Short exercise = Exactly reproduce the lines that run from the one containing "What React and" through the one containing "const set = (key)", ends included, with no pictures.

Source records =
***
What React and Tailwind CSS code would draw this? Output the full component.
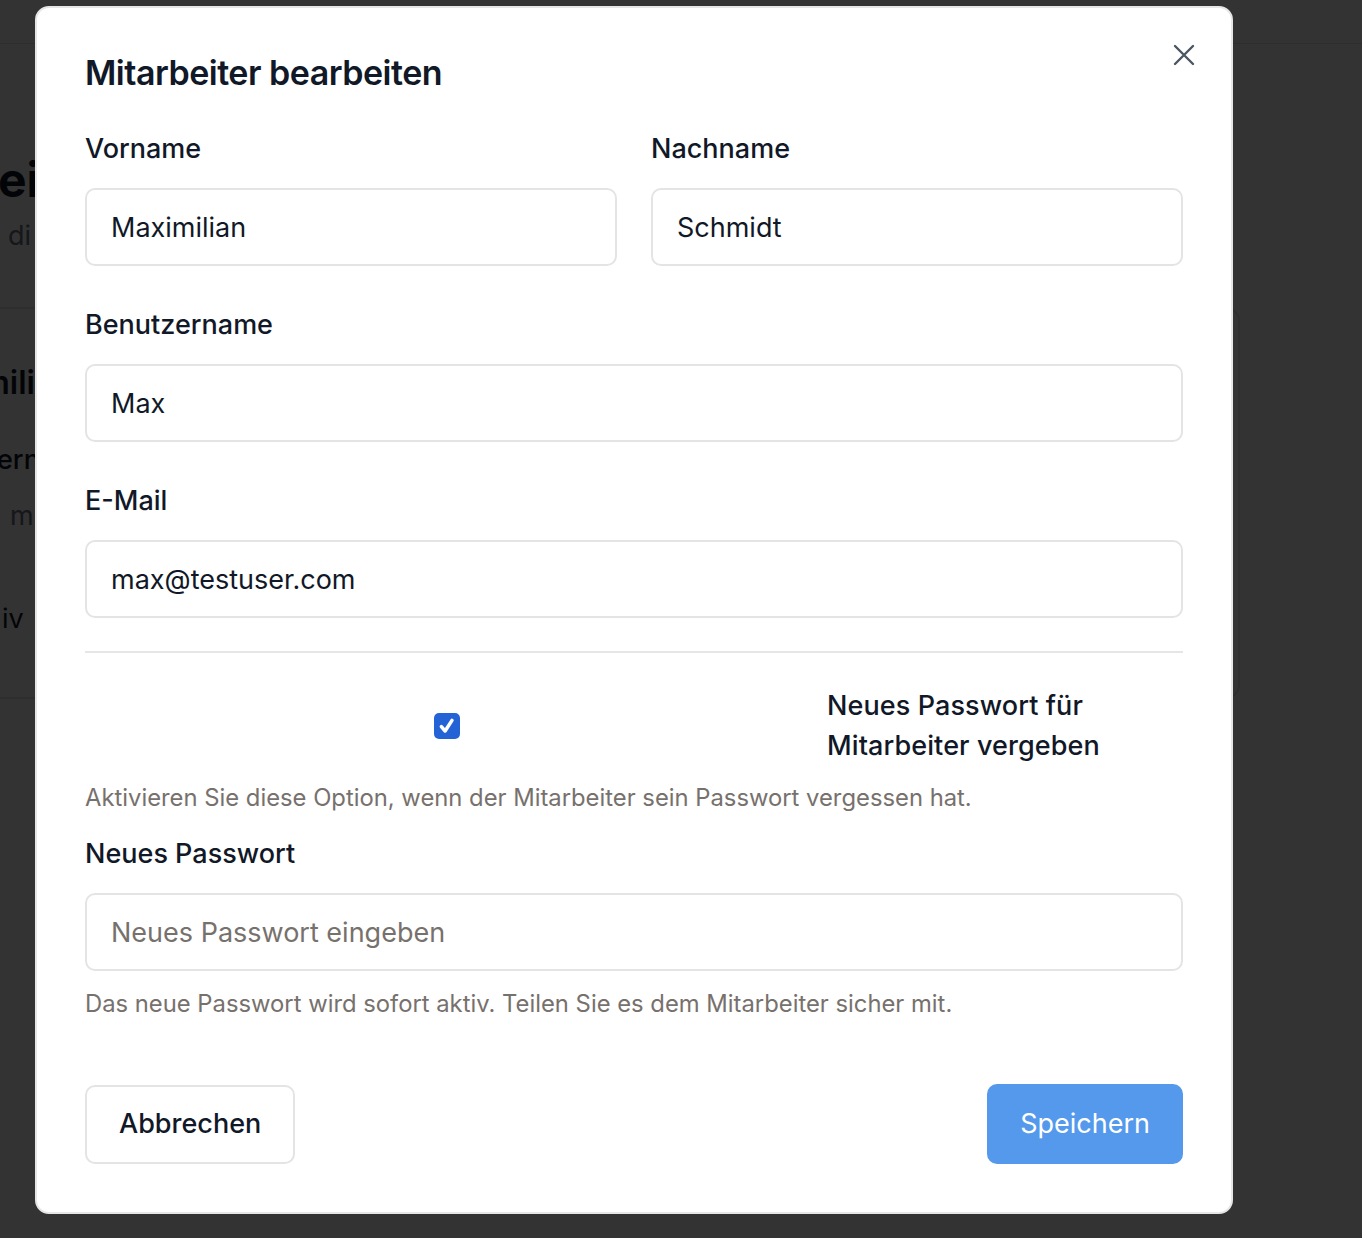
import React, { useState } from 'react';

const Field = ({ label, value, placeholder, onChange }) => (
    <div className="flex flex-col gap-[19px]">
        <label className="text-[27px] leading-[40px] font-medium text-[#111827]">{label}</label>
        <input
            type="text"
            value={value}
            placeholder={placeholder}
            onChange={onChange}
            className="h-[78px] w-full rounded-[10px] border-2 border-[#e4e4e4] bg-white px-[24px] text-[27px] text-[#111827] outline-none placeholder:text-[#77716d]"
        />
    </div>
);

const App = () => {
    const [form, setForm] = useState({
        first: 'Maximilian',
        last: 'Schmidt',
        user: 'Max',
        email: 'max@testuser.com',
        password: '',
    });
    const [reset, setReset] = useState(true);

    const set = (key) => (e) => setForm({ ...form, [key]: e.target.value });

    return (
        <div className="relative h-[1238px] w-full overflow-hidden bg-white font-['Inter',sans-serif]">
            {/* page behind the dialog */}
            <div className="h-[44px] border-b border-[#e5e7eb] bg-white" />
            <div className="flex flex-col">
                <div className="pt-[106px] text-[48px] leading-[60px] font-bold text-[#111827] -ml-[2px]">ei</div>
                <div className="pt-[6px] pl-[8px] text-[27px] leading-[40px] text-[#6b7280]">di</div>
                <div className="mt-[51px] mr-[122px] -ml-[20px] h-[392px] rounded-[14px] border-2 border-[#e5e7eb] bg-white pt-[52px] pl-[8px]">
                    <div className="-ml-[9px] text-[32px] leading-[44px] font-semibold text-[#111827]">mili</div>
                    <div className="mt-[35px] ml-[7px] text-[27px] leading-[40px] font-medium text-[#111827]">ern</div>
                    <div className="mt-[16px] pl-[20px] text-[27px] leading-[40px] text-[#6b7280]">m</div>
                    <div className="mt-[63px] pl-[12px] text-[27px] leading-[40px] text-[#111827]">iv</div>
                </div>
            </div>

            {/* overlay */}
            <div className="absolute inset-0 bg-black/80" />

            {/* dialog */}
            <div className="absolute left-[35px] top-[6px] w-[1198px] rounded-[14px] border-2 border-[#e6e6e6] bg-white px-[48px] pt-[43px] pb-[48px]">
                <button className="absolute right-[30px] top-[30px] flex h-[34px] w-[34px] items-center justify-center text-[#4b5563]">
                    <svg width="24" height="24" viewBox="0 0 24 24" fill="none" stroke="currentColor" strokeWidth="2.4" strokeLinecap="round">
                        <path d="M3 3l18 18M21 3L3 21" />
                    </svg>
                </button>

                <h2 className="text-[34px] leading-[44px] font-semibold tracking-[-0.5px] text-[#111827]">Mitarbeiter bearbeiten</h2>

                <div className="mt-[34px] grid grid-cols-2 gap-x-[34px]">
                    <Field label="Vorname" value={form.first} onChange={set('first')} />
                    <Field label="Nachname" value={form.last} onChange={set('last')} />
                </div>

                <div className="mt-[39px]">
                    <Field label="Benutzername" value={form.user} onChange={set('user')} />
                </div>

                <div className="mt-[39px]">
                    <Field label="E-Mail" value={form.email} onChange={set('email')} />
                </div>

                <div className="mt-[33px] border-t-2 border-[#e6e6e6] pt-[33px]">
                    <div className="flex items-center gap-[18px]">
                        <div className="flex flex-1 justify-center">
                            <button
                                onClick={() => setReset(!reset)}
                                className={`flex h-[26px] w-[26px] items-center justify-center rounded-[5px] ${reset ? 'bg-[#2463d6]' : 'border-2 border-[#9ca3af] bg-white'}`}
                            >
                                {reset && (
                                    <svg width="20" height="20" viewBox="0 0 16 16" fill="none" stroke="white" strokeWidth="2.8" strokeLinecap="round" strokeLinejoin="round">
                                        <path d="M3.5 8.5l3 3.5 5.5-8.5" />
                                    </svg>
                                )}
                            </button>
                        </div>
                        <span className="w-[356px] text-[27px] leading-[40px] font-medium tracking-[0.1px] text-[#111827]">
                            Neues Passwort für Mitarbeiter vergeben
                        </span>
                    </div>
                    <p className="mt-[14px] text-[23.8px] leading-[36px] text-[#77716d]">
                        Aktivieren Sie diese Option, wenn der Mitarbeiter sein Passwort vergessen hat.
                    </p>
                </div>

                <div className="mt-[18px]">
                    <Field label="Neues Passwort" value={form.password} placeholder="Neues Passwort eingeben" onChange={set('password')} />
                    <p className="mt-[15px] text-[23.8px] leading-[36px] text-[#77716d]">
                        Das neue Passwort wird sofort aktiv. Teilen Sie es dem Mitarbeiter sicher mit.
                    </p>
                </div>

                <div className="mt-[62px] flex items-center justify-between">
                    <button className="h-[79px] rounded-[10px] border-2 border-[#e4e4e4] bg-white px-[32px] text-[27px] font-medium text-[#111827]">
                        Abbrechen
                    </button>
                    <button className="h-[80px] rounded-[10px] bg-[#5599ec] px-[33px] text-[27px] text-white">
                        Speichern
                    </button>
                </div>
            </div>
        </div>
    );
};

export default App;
***
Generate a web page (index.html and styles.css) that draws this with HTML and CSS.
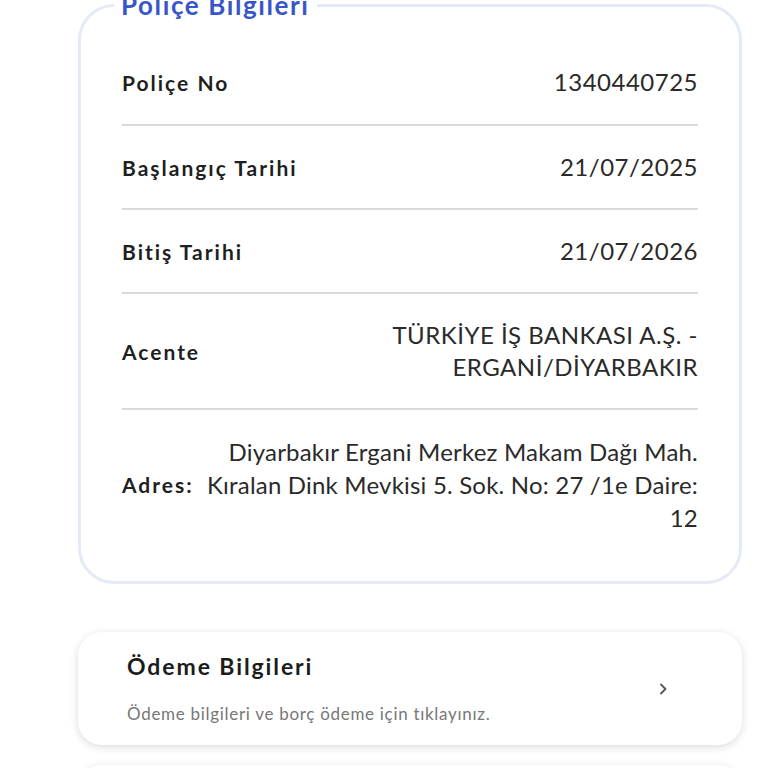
***
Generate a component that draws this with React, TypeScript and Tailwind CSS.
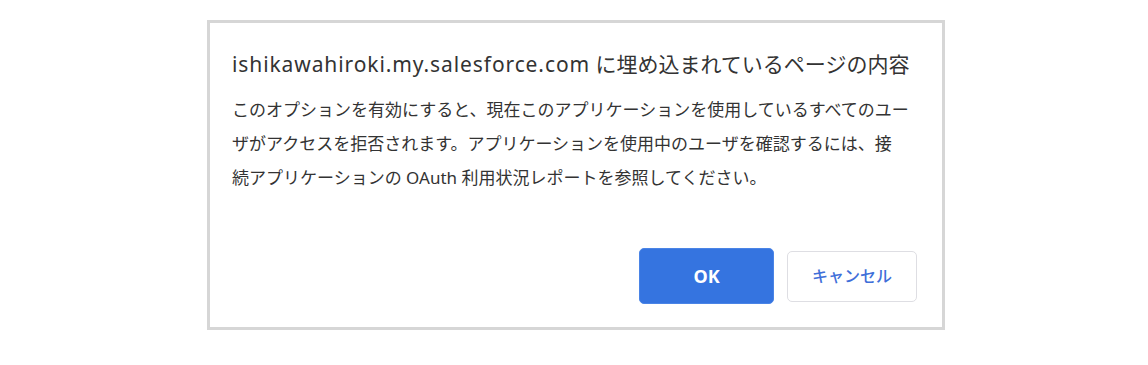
***
Correct result =
What React and Tailwind CSS code would draw this? Output the full component.
import React, { useState } from 'react';

const Field = ({ label, value, placeholder, onChange }) => (
    <div className="flex flex-col gap-[19px]">
        <label className="text-[27px] leading-[40px] font-medium text-[#111827]">{label}</label>
        <input
            type="text"
            value={value}
            placeholder={placeholder}
            onChange={onChange}
            className="h-[78px] w-full rounded-[10px] border-2 border-[#e4e4e4] bg-white px-[24px] text-[27px] text-[#111827] outline-none placeholder:text-[#77716d]"
        />
    </div>
);

const App = () => {
    const [form, setForm] = useState({
        first: 'Maximilian',
        last: 'Schmidt',
        user: 'Max',
        email: 'max@testuser.com',
        password: '',
    });
    const [reset, setReset] = useState(true);

    const set = (key) => (e) => setForm({ ...form, [key]: e.target.value });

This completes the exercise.